■ Problem to solve ■
Copy all lines that contain the word "size".
start Collected data
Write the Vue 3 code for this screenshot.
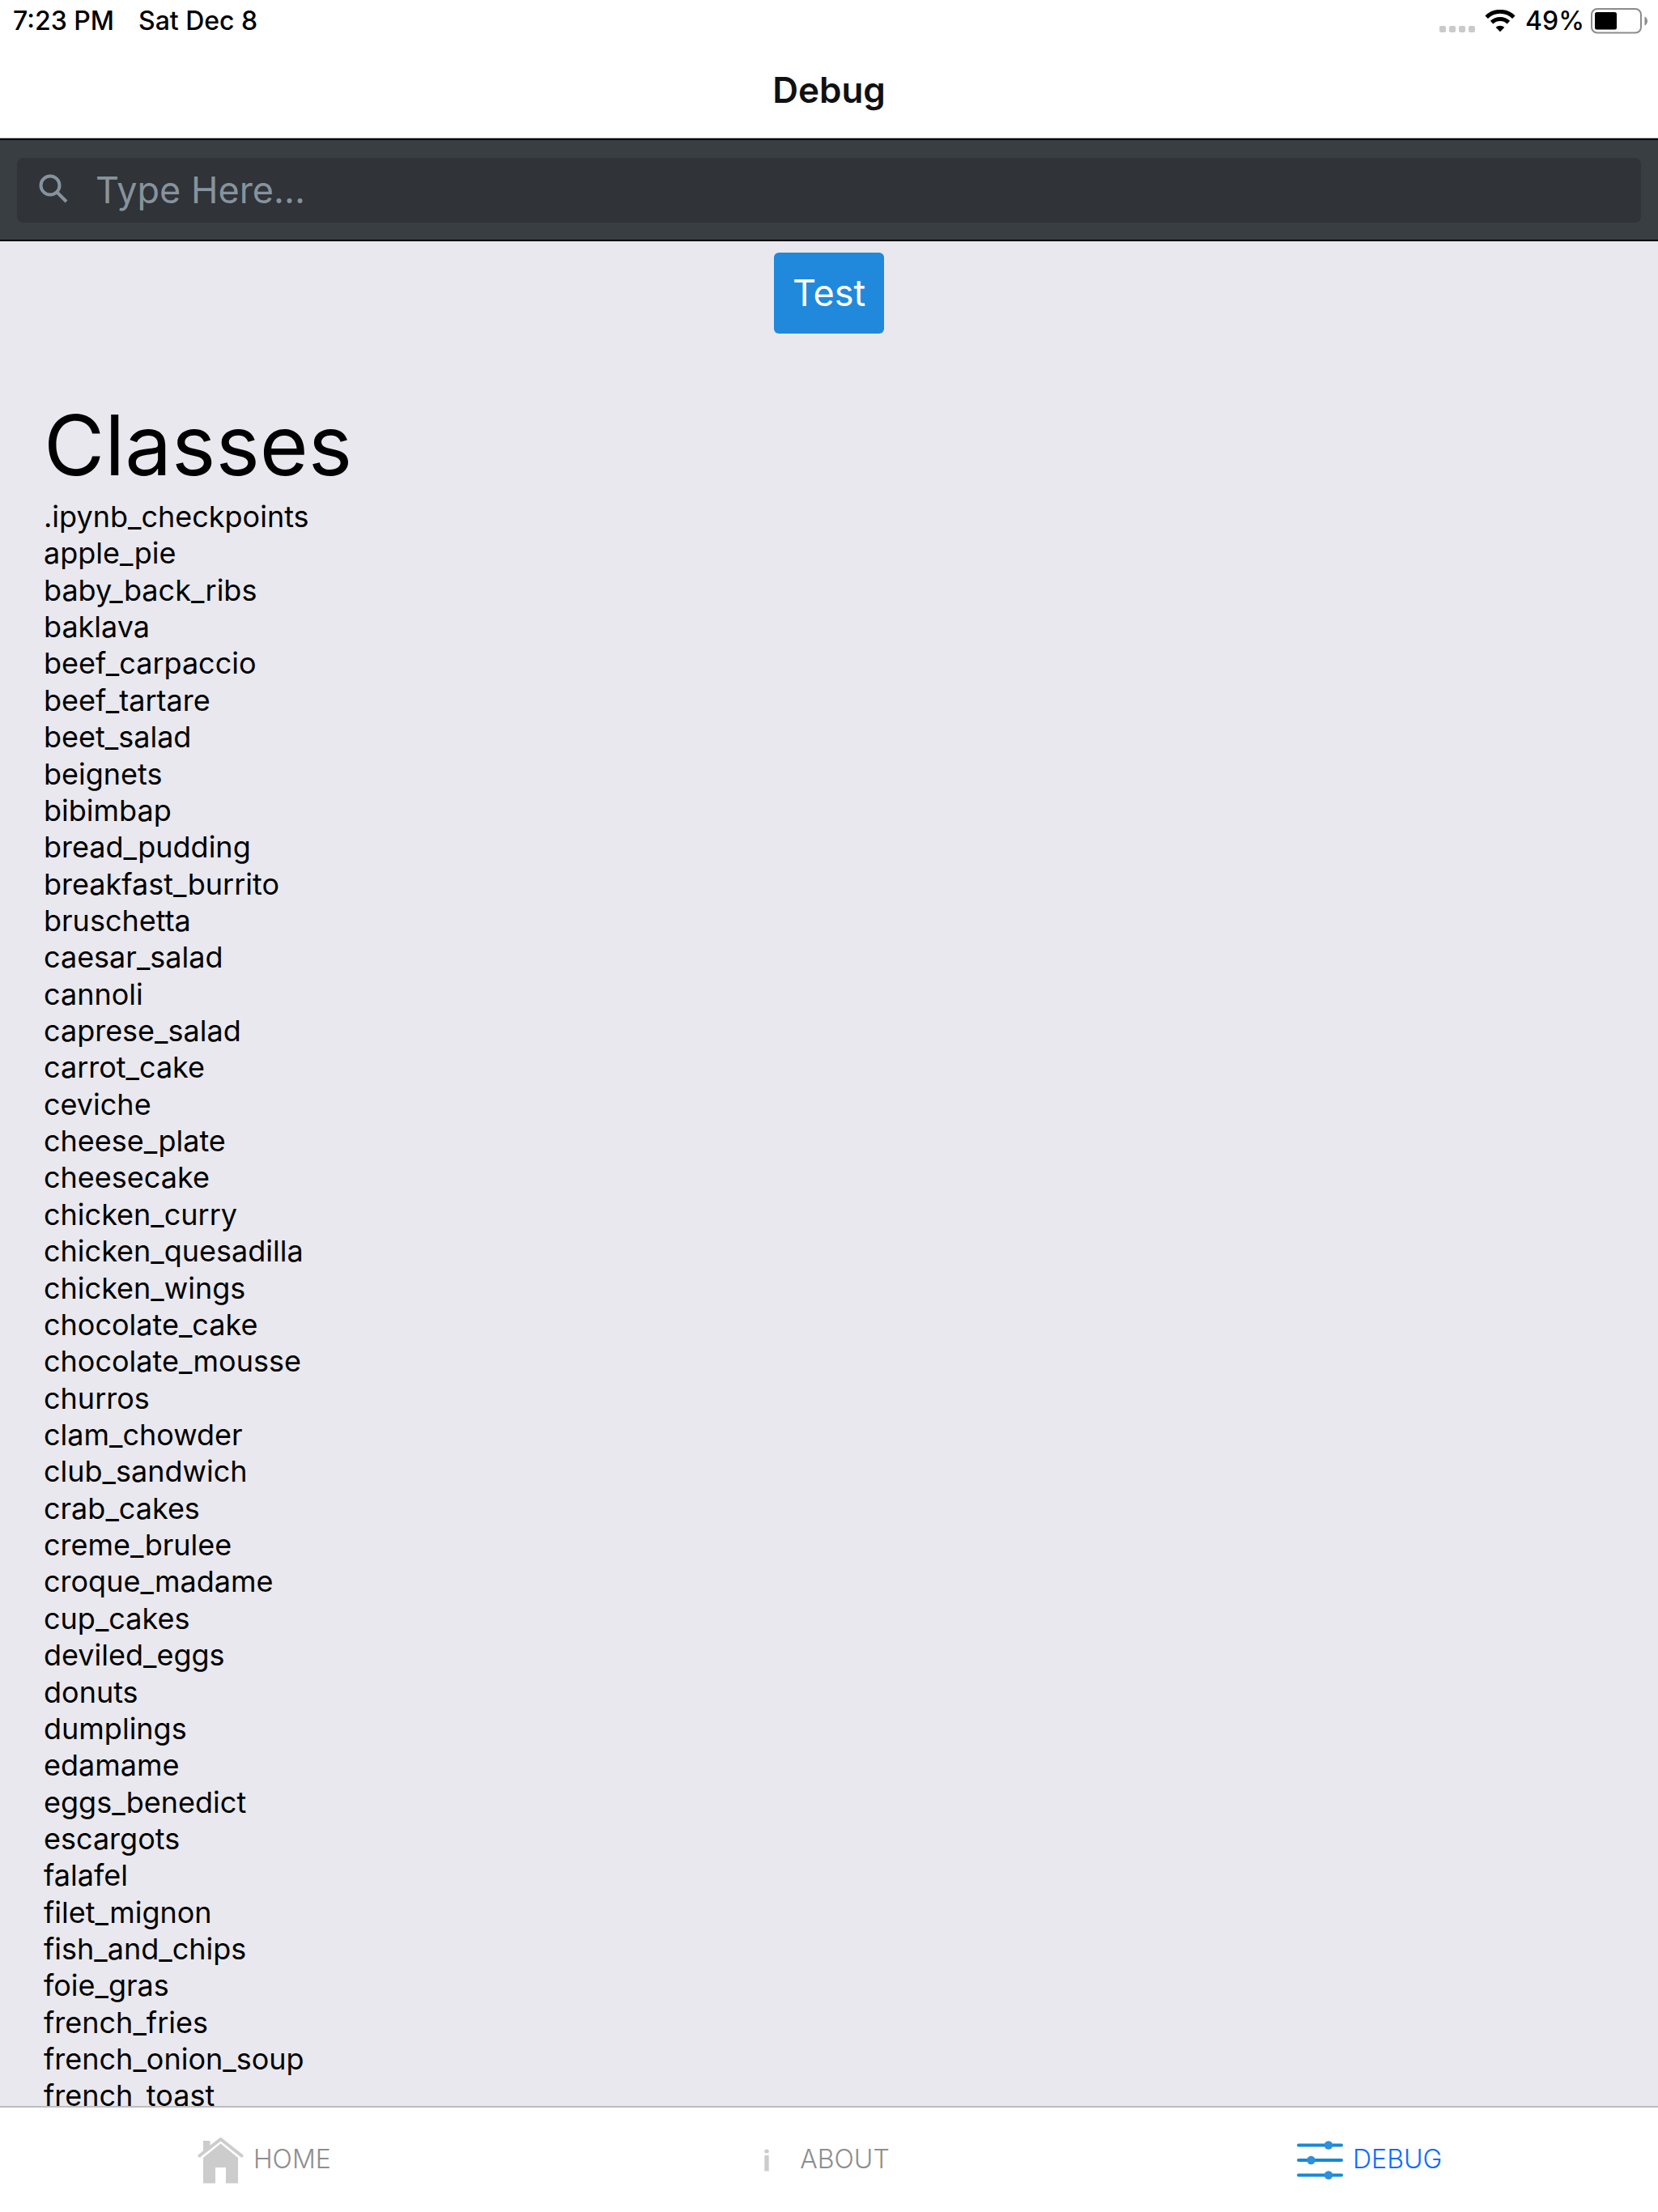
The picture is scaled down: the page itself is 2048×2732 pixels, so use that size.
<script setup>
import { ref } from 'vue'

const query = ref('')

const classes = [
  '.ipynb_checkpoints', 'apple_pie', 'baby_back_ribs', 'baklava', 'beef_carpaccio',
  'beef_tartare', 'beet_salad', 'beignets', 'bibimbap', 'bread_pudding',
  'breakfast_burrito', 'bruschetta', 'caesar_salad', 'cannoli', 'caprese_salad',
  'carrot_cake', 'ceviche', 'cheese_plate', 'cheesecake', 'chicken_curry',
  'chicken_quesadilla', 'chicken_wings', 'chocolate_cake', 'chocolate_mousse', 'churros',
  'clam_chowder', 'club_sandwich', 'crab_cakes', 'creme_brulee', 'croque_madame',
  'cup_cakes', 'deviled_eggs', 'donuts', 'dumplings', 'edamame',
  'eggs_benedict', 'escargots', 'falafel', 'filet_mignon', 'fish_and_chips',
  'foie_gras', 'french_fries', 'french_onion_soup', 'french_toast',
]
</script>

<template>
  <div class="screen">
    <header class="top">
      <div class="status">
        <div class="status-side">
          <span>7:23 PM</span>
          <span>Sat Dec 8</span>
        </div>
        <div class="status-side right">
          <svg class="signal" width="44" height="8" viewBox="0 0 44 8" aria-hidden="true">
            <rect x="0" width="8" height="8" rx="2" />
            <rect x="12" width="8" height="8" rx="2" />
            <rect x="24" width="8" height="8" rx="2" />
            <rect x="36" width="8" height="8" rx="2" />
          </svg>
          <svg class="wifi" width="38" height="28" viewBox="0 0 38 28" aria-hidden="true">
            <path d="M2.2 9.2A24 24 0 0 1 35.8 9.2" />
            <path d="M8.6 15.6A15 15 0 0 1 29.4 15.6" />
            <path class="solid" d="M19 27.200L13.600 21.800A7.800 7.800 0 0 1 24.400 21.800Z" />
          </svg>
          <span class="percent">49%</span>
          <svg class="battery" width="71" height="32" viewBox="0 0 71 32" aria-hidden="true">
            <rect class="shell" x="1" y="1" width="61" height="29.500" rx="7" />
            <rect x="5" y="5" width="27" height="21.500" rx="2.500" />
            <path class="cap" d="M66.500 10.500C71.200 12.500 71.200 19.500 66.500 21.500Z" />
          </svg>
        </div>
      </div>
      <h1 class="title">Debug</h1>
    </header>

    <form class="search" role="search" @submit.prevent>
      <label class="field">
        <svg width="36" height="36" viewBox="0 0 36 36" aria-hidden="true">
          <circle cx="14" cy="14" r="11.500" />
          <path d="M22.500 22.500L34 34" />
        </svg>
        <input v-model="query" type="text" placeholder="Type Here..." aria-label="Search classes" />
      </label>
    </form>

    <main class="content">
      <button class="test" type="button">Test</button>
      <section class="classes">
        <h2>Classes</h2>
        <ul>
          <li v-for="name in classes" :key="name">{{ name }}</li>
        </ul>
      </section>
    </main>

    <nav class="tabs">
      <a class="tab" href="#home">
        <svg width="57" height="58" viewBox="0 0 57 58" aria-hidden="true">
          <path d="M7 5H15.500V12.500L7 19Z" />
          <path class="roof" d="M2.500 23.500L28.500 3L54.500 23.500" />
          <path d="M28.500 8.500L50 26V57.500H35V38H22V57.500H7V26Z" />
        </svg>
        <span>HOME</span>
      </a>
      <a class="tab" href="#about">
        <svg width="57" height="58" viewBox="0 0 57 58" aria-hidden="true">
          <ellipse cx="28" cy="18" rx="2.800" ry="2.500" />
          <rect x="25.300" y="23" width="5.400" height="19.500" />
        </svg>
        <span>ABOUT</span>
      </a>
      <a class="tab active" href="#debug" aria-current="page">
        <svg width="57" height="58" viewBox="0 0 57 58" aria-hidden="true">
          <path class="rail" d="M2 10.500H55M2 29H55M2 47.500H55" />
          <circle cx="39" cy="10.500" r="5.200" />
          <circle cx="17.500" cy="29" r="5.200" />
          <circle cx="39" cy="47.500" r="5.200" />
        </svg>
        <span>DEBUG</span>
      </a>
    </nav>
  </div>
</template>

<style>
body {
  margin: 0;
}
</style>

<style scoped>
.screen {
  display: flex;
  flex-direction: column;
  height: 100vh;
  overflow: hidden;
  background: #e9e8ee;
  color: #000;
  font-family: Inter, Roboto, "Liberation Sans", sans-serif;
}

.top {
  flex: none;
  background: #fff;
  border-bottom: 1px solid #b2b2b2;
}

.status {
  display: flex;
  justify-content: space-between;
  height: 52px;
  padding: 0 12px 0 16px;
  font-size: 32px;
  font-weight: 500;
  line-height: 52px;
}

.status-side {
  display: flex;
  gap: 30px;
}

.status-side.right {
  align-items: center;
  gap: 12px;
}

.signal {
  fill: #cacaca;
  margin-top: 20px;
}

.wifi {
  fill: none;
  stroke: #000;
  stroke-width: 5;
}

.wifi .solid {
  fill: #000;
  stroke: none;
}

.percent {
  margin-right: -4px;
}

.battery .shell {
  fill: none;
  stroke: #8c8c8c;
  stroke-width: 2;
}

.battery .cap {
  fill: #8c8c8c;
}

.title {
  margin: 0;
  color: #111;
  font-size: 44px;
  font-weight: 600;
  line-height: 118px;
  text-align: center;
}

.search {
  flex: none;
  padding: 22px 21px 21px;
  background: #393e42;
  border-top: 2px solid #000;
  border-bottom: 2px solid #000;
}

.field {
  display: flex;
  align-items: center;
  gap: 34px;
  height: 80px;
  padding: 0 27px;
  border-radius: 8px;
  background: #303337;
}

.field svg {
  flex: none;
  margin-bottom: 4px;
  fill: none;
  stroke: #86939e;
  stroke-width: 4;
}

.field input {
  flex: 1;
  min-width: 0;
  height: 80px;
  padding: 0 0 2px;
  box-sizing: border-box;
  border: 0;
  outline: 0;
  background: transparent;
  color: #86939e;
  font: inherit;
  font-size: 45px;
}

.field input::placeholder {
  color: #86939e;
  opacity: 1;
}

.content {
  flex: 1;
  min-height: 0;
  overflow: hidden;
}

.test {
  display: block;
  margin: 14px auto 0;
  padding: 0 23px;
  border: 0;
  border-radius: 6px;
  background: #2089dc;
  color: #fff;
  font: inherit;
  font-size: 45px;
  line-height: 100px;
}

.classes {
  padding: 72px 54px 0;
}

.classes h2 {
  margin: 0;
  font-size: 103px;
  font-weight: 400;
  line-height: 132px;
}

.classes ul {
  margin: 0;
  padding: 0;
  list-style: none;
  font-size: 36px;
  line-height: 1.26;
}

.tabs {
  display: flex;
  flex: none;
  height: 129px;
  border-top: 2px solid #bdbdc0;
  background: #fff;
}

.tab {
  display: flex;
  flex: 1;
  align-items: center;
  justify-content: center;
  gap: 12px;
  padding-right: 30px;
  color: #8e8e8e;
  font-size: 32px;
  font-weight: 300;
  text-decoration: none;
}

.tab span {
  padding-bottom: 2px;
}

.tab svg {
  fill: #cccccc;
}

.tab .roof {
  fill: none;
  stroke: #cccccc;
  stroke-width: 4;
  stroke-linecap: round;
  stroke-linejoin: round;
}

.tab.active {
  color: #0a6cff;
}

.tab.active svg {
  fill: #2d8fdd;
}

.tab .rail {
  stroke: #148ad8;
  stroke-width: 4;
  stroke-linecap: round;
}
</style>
end Collected data
■ Solution to this exercise ■
The picture is scaled down: the page itself is 2048×2732 pixels, so use that size.
  font-size: 32px;
  font-size: 44px;
  font-size: 45px;
  font-size: 45px;
  font-size: 103px;
  font-size: 36px;
  font-size: 32px;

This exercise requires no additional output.